Source records -
— BEGIN —

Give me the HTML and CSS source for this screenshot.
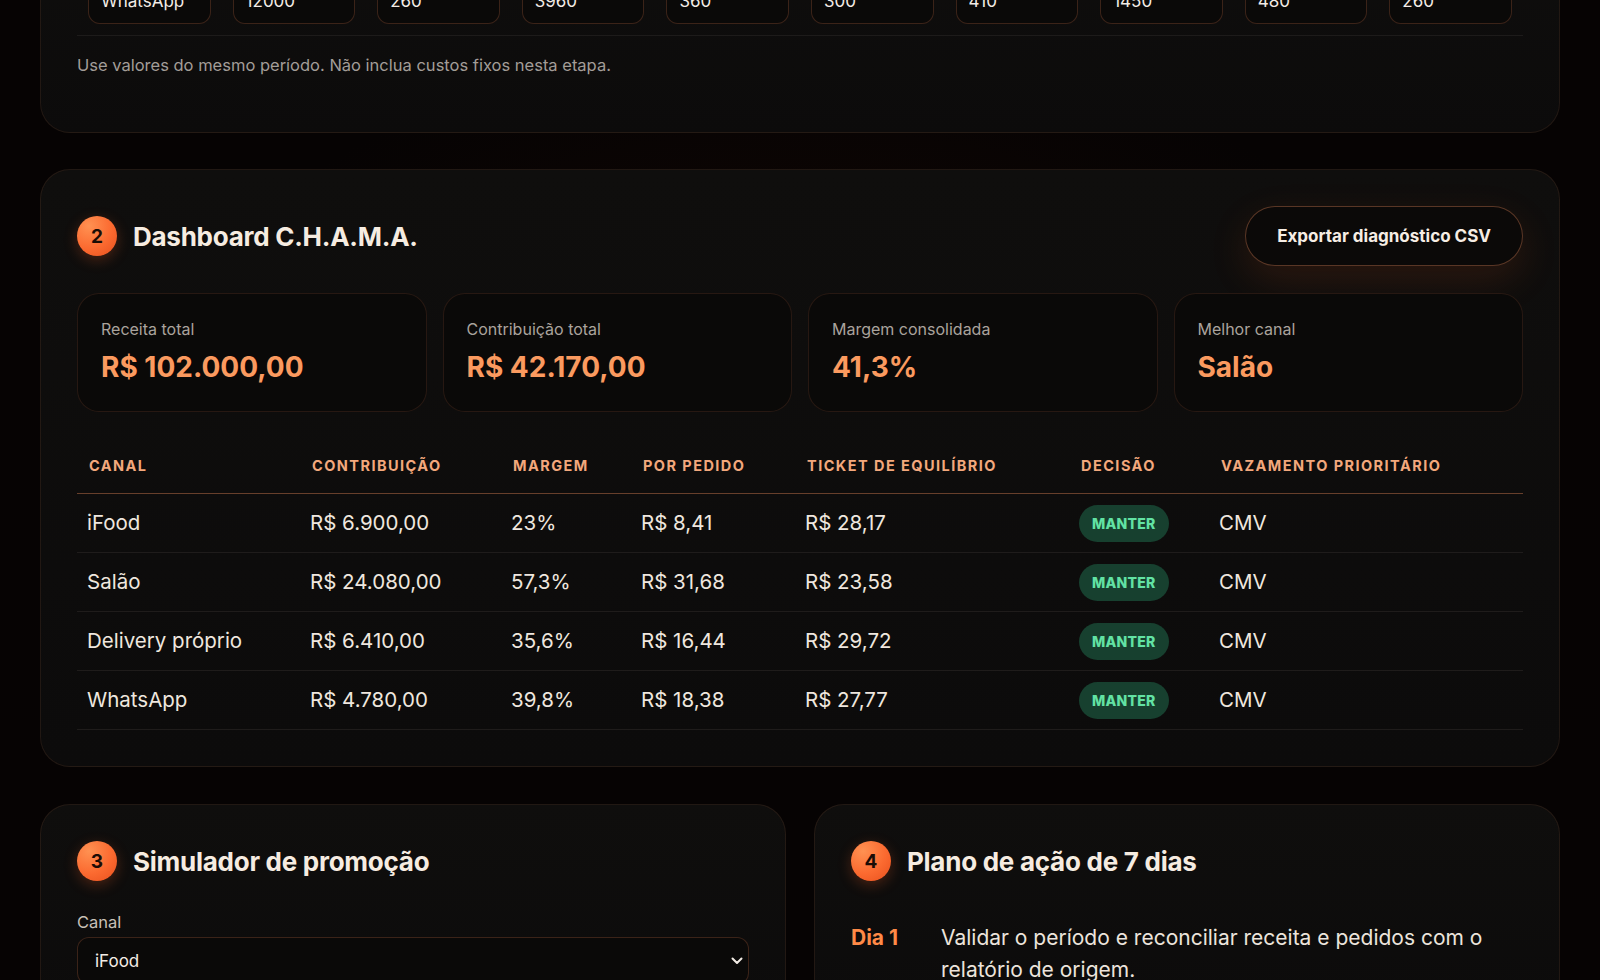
FILE: index.html
```html
<!DOCTYPE html>
<html lang="pt-BR">
<head>
<meta charset="utf-8">
<title>Dashboard C.H.A.M.A.</title>
<link rel="stylesheet" href="styles.css">
</head>
<body>
<main class="page">
  <section class="card card-inputs">
    <table class="input-table">
      <tbody>
        <tr>
          <td><input class="field" type="text" value="WhatsApp"></td>
          <td><input class="field" type="text" value="12000"></td>
          <td><input class="field" type="text" value="260"></td>
          <td><input class="field" type="text" value="3960"></td>
          <td><input class="field" type="text" value="360"></td>
          <td><input class="field" type="text" value="300"></td>
          <td><input class="field" type="text" value="410"></td>
          <td><input class="field" type="text" value="1450"></td>
          <td><input class="field" type="text" value="480"></td>
          <td><input class="field" type="text" value="260"></td>
        </tr>
      </tbody>
    </table>
    <p class="note">Use valores do mesmo período. Não inclua custos fixos nesta etapa.</p>
  </section>

  <section class="card card-dashboard">
    <header class="card-head">
      <div class="head-title">
        <span class="step">2</span>
        <h2 class="title">Dashboard C.H.A.M.A.</h2>
      </div>
      <button class="btn-export" type="button">Exportar diagnóstico CSV</button>
    </header>

    <div class="stats">
      <div class="stat">
        <div class="stat-label">Receita total</div>
        <div class="stat-value">R$ 102.000,00</div>
      </div>
      <div class="stat">
        <div class="stat-label">Contribuição total</div>
        <div class="stat-value">R$ 42.170,00</div>
      </div>
      <div class="stat">
        <div class="stat-label">Margem consolidada</div>
        <div class="stat-value">41,3%</div>
      </div>
      <div class="stat">
        <div class="stat-label">Melhor canal</div>
        <div class="stat-value">Salão</div>
      </div>
    </div>

    <table class="data-table">
      <thead>
        <tr>
          <th class="c1">Canal</th>
          <th class="c2">Contribuição</th>
          <th class="c3">Margem</th>
          <th class="c4">Por pedido</th>
          <th class="c5">Ticket de equilíbrio</th>
          <th class="c6">Decisão</th>
          <th class="c7">Vazamento prioritário</th>
        </tr>
      </thead>
      <tbody>
        <tr>
          <td>iFood</td><td>R$ 6.900,00</td><td>23%</td><td>R$ 8,41</td><td>R$ 28,17</td>
          <td><span class="tag">MANTER</span></td><td>CMV</td>
        </tr>
        <tr>
          <td>Salão</td><td>R$ 24.080,00</td><td>57,3%</td><td>R$ 31,68</td><td>R$ 23,58</td>
          <td><span class="tag">MANTER</span></td><td>CMV</td>
        </tr>
        <tr>
          <td>Delivery próprio</td><td>R$ 6.410,00</td><td>35,6%</td><td>R$ 16,44</td><td>R$ 29,72</td>
          <td><span class="tag">MANTER</span></td><td>CMV</td>
        </tr>
        <tr>
          <td>WhatsApp</td><td>R$ 4.780,00</td><td>39,8%</td><td>R$ 18,38</td><td>R$ 27,77</td>
          <td><span class="tag">MANTER</span></td><td>CMV</td>
        </tr>
      </tbody>
    </table>
  </section>

  <div class="split">
    <section class="card card-half">
      <header class="head-title">
        <span class="step">3</span>
        <h2 class="title">Simulador de promoção</h2>
      </header>
      <label class="field-label" for="canal">Canal</label>
      <div class="select-wrap">
        <select id="canal" class="select">
          <option>iFood</option>
          <option>Salão</option>
          <option>Delivery próprio</option>
          <option>WhatsApp</option>
        </select>
        <svg class="chevron" width="12" height="8" viewBox="0 0 12 8" aria-hidden="true"><path d="M1.5 1.5 6 6l4.5-4.5" fill="none" stroke="#f2ebe4" stroke-width="2" stroke-linecap="round" stroke-linejoin="round"/></svg>
      </div>
    </section>

    <section class="card card-half">
      <header class="head-title">
        <span class="step">4</span>
        <h2 class="title">Plano de ação de 7 dias</h2>
      </header>
      <ol class="plan">
        <li class="plan-item">
          <span class="plan-day">Dia 1</span>
          <span class="plan-text">Validar o período e reconciliar receita e pedidos com o relatório de origem.</span>
        </li>
      </ol>
    </section>
  </div>
</main>
</body>
</html>
```

FILE: styles.css
```css
* { box-sizing: border-box; }

html, body {
  margin: 0;
  padding: 0;
}

body {
  background: #060303;
  background-image:
    radial-gradient(ellipse 900px 500px at 50% 40%, rgba(40, 14, 6, 0.35), transparent 70%);
  font-family: Inter, "Noto Sans", "Liberation Sans", sans-serif;
  color: #efe7df;
  overflow: hidden;
  height: 980px;
}

.page {
  margin-top: -70px;
  padding: 0 40px;
  display: flex;
  flex-direction: column;
  gap: 36px;
}

.card {
  background: linear-gradient(180deg, #0f0e0d 0%, #0c0b0b 100%);
  border: 1px solid rgba(255, 150, 100, 0.09);
  border-radius: 30px;
  padding: 36px;
}

/* card 1 */
.card-inputs {
  padding-bottom: 55px;
}

.input-table {
  width: 100%;
  border-collapse: collapse;
  table-layout: fixed;
}

.input-table td {
  padding: 11px;
  border-bottom: 1px solid #1d1b1a;
}

.field {
  display: block;
  width: 100%;
  height: 46px;
  background: #0a0908;
  border: 1px solid rgba(255, 140, 90, 0.2);
  border-radius: 12px;
  color: #f3ece6;
  font-family: Inter, "Noto Sans", sans-serif;
  font-size: 17px;
  padding: 0 12px;
  outline: none;
}

.note {
  margin: 17px 0 0;
  font-size: 16.5px;
  line-height: 24px;
  color: #a39d98;
}

/* headers */
.card-head {
  display: flex;
  align-items: center;
  justify-content: space-between;
  height: 60px;
}

.head-title {
  display: flex;
  align-items: center;
  gap: 16px;
}

.step {
  width: 40px;
  height: 40px;
  border-radius: 50%;
  background: radial-gradient(circle at 30% 25%, #ff9152 0%, #fb6a30 55%, #e8501e 100%);
  color: #1a0c06;
  font-weight: 700;
  font-size: 19px;
  display: flex;
  align-items: center;
  justify-content: center;
  box-shadow: 0 4px 14px rgba(255, 100, 40, 0.25);
}

.title {
  margin: 0;
  font-size: 26px;
  font-weight: 700;
  color: #f6ece1;
  letter-spacing: -0.01em;
}

.btn-export {
  height: 60px;
  padding: 0 31px;
  border-radius: 999px;
  background: #0b0908;
  border: 1px solid rgba(255, 150, 100, 0.32);
  color: #f6ede4;
  font-family: Inter, "Noto Sans", sans-serif;
  font-weight: 700;
  font-size: 17px;
  box-shadow: 0 14px 40px rgba(255, 100, 30, 0.12);
}

/* stats */
.stats {
  margin-top: 27px;
  display: grid;
  grid-template-columns: repeat(4, 1fr);
  gap: 16px;
}

.stat {
  background: #0a0908;
  border: 1px solid rgba(255, 140, 90, 0.12);
  border-radius: 22px;
  padding: 25px 23px 26px;
}

.stat-label {
  font-size: 16px;
  line-height: 20px;
  color: #aaa39d;
}

.stat-value {
  margin-top: 10px;
  font-size: 28px;
  line-height: 36px;
  font-weight: 700;
  color: #fb9a5f;
}

/* data table */
.data-table {
  margin-top: 29px;
  width: 100%;
  border-collapse: collapse;
  table-layout: fixed;
}

.data-table th {
  text-align: left;
  padding: 16px 12px 18px;
  font-size: 14.5px;
  line-height: 18px;
  font-weight: 700;
  text-transform: uppercase;
  letter-spacing: 0.1em;
  color: #f3a87c;
  border-bottom: 1px solid rgba(240, 140, 90, 0.4);
}

.data-table .c1 { width: 223px; }
.data-table .c2 { width: 201px; }
.data-table .c3 { width: 130px; }
.data-table .c4 { width: 164px; }
.data-table .c5 { width: 274px; }
.data-table .c6 { width: 140px; }

.data-table td {
  padding: 10px 11px 10px 10px;
  height: 59px;
  font-size: 20.5px;
  line-height: 28px;
  color: #efe7df;
  border-bottom: 1px solid #1f1c1b;
  white-space: nowrap;
}

.tag {
  display: inline-block;
  height: 37px;
  line-height: 37px;
  padding: 0 13px;
  border-radius: 999px;
  background: #17402f;
  color: #62e2a4;
  font-size: 14px;
  font-weight: 800;
  letter-spacing: 0.02em;
  vertical-align: middle;
}

/* bottom split */
.split {
  margin-top: 1px;
  display: grid;
  grid-template-columns: 1fr 1fr;
  gap: 28px;
}

.card-half {
  padding-bottom: 40px;
}

.field-label {
  display: block;
  margin-top: 30px;
  font-size: 16.5px;
  line-height: 22px;
  color: #c9c1b9;
}

.select-wrap {
  position: relative;
  margin-top: 4px;
}

.select {
  display: block;
  width: 100%;
  height: 48px;
  appearance: none;
  -webkit-appearance: none;
  background: #0a0908;
  border: 1px solid rgba(255, 140, 90, 0.2);
  border-radius: 12px;
  color: #f3ece6;
  font-family: Inter, "Noto Sans", sans-serif;
  font-size: 17px;
  padding: 0 17px;
}

.chevron {
  position: absolute;
  right: 6px;
  top: 20px;
}

.plan {
  list-style: none;
  margin: 30px 0 0;
  padding: 0;
}

.plan-item {
  display: grid;
  grid-template-columns: 90px 1fr;
  padding-top: 11px;
  font-size: 21px;
  line-height: 32px;
}

.plan-day {
  font-weight: 700;
  color: #ff8a47;
}

.plan-text {
  color: #ece4dc;
}
```
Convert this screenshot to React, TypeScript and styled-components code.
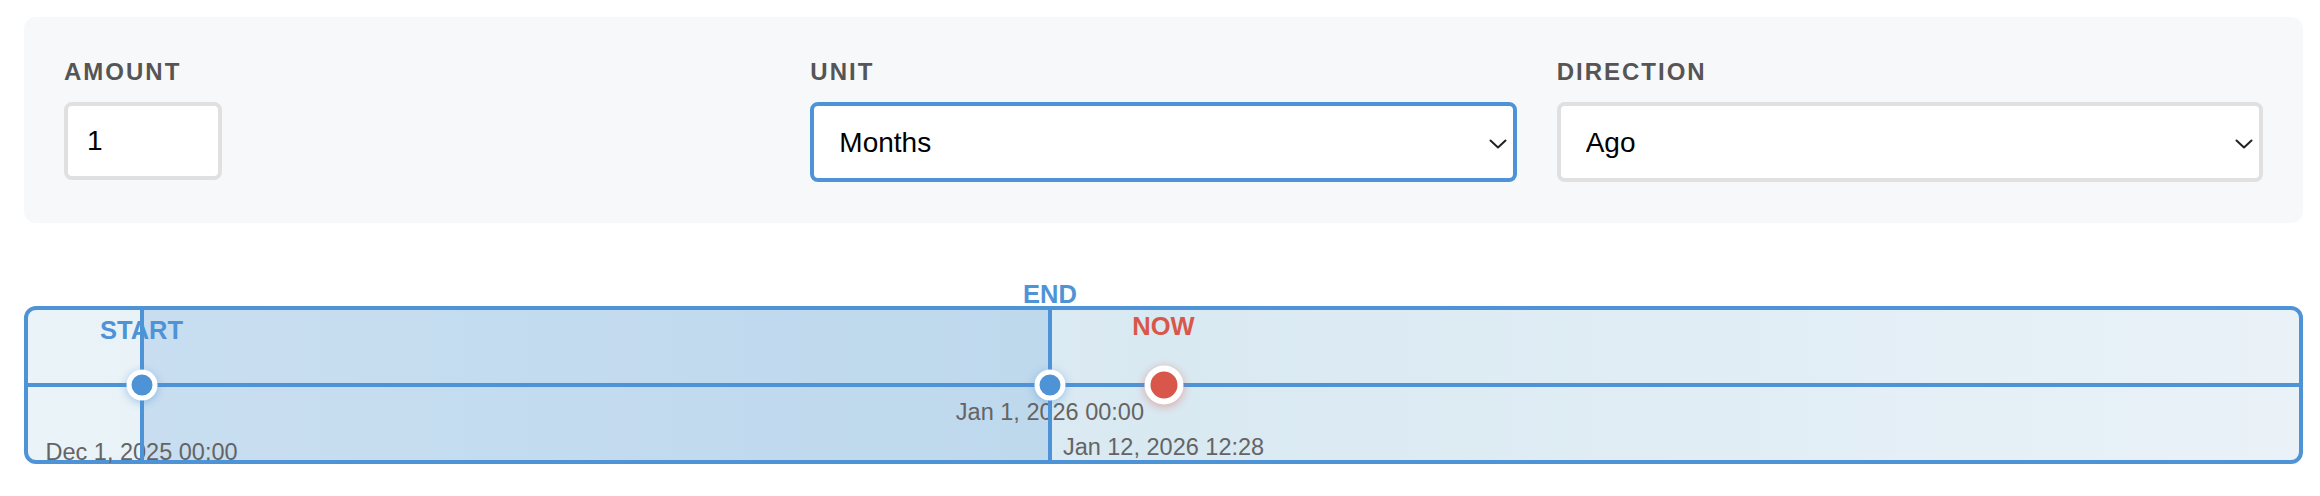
import React from 'react';
import styled, { createGlobalStyle } from 'styled-components';

const FONT = '"Liberation Sans", Arial, Helvetica, sans-serif';
const BLUE = '#4f93d7';
const RED = '#d9574a';

const GlobalStyle = createGlobalStyle`
  html, body { margin: 0; padding: 0; background: #ffffff; }
  body { font-family: ${FONT}; }
  *, *::before, *::after { box-sizing: border-box; }
`;

const Page = styled.div`
  padding: 17px 17px 0 24px;
`;

const Controls = styled.div`
  display: grid;
  grid-template-columns: repeat(3, 1fr);
  column-gap: 40px;
  padding: 40px 40px 41px;
  background: #f7f8fa;
  border-radius: 12px;
`;

const Field = styled.div`
  display: flex;
  flex-direction: column;
  align-items: flex-start;
  min-width: 0;
`;

const FieldLabel = styled.label`
  font-family: ${FONT};
  font-size: 24px;
  line-height: 30px;
  font-weight: 700;
  letter-spacing: 2px;
  color: #555555;
  text-transform: uppercase;
  margin-bottom: 15px;
`;

const NumberInput = styled.input`
  width: 158px;
  height: 78px;
  padding: 0 19px;
  border: 4px solid #e0e0e0;
  border-radius: 8px;
  background: #ffffff;
  font-family: ${FONT};
  font-size: 28px;
  color: #000000;
  outline: none;
`;

const SelectWrap = styled.div`
  position: relative;
  width: 100%;
`;

const Select = styled.select<{ $focused?: boolean }>`
  appearance: none;
  -webkit-appearance: none;
  display: block;
  width: 100%;
  height: 80px;
  padding: 0 60px 0 25px;
  border: 4px solid ${(p) => (p.$focused ? BLUE : '#e0e0e0')};
  border-radius: 8px;
  background: #ffffff;
  font-family: ${FONT};
  font-size: 28px;
  color: #000000;
  outline: none;
`;

const Chevron = styled.svg`
  position: absolute;
  right: 10px;
  top: 37px;
  width: 18px;
  height: 10px;
  pointer-events: none;
`;

const Timeline = styled.div`
  position: relative;
  margin-top: 83px;
  height: 158px;
  border: 4px solid ${BLUE};
  border-radius: 12px;
  background: linear-gradient(90deg, #eaf3f8 0%, #d9e9f2 50%, #e6f0f7 90%, #eaf2f8 100%);
`;

const Range = styled.div`
  position: absolute;
  top: 0;
  bottom: 0;
  background: rgba(74, 144, 217, 0.2);
`;

const Axis = styled.div`
  position: absolute;
  left: 0;
  right: 0;
  top: 73px;
  height: 4px;
  background: ${BLUE};
`;

const Tick = styled.div`
  position: absolute;
  top: 0;
  bottom: 0;
  width: 4px;
  margin-left: -2px;
  background: ${BLUE};
`;

const MarkerLabel = styled.div<{ $top: number; $now?: boolean }>`
  position: absolute;
  top: ${(p) => p.$top}px;
  transform: translateX(-50%);
  font-family: ${FONT};
  font-size: 25.5px;
  line-height: 25px;
  font-weight: 700;
  white-space: nowrap;
  color: ${(p) => (p.$now ? RED : BLUE)};
`;

const MarkerDate = styled.div<{ $top: number }>`
  position: absolute;
  top: ${(p) => p.$top}px;
  transform: translateX(-50%);
  font-family: ${FONT};
  font-size: 23.5px;
  line-height: 23px;
  white-space: nowrap;
  color: #646464;
`;

const Dot = styled.div<{ $now?: boolean }>`
  position: absolute;
  top: 75px;
  transform: translate(-50%, -50%);
  width: ${(p) => (p.$now ? 39 : 31)}px;
  height: ${(p) => (p.$now ? 39 : 31)}px;
  border-radius: 50%;
  border: ${(p) => (p.$now ? 6 : 5)}px solid #ffffff;
  background: ${(p) => (p.$now ? RED : BLUE)};
  box-shadow: ${(p) =>
    p.$now
      ? '0 2px 10px rgba(217, 87, 74, 0.45)'
      : '0 2px 8px rgba(74, 144, 217, 0.45)'};
`;

type Marker = {
  id: string;
  label: string;
  date: string;
  pos: number;
  now?: boolean;
  labelTop: number;
  dateTop: number;
};

const markers: Marker[] = [
  { id: 'start', label: 'START', date: 'Dec 1, 2025 00:00', pos: 5, labelTop: 8, dateTop: 131 },
  { id: 'end', label: 'END', date: 'Jan 1, 2026 00:00', pos: 45, labelTop: -28, dateTop: 91 },
  { id: 'now', label: 'NOW', date: 'Jan 12, 2026 12:28', pos: 50, now: true, labelTop: 4, dateTop: 126 },
];

const ChevronIcon = () => (
  <Chevron viewBox="0 0 18 10" fill="none">
    <path d="M1.5 1.5 L9 8.5 L16.5 1.5" stroke="#222222" strokeWidth="2" strokeLinecap="round" strokeLinejoin="round" />
  </Chevron>
);

export default function App() {
  const start = markers[0].pos;
  const end = markers[1].pos;
  return (
    <Page>
      <GlobalStyle />
      <Controls>
        <Field>
          <FieldLabel>Amount</FieldLabel>
          <NumberInput type="text" defaultValue="1" />
        </Field>
        <Field>
          <FieldLabel>Unit</FieldLabel>
          <SelectWrap>
            <Select $focused defaultValue="months">
              <option value="days">Days</option>
              <option value="weeks">Weeks</option>
              <option value="months">Months</option>
              <option value="years">Years</option>
            </Select>
            <ChevronIcon />
          </SelectWrap>
        </Field>
        <Field>
          <FieldLabel>Direction</FieldLabel>
          <SelectWrap>
            <Select defaultValue="ago">
              <option value="ago">Ago</option>
              <option value="fromnow">From now</option>
            </Select>
            <ChevronIcon />
          </SelectWrap>
        </Field>
      </Controls>
      <Timeline>
        <Range style={{ left: `${start}%`, width: `${end - start}%` }} />
        {markers.map((m) => (
          <React.Fragment key={m.id + '-text'}>
            <MarkerLabel $top={m.labelTop} $now={m.now} style={{ left: `${m.pos}%` }}>
              {m.label}
            </MarkerLabel>
            <MarkerDate $top={m.dateTop} style={{ left: `${m.pos}%` }}>
              {m.date}
            </MarkerDate>
          </React.Fragment>
        ))}
        <Axis />
        {markers
          .filter((m) => !m.now)
          .map((m) => (
            <Tick key={m.id + '-tick'} style={{ left: `${m.pos}%` }} />
          ))}
        {markers.map((m) => (
          <Dot key={m.id + '-dot'} $now={m.now} style={{ left: `${m.pos}%` }} />
        ))}
      </Timeline>
    </Page>
  );
}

— END —

Exercise brief -
Check each line above for the string "screenshot" and show the ones that have it.

Solution to the problem -
Give me the HTML and CSS source for this screenshot.
Convert this screenshot to React, TypeScript and styled-components code.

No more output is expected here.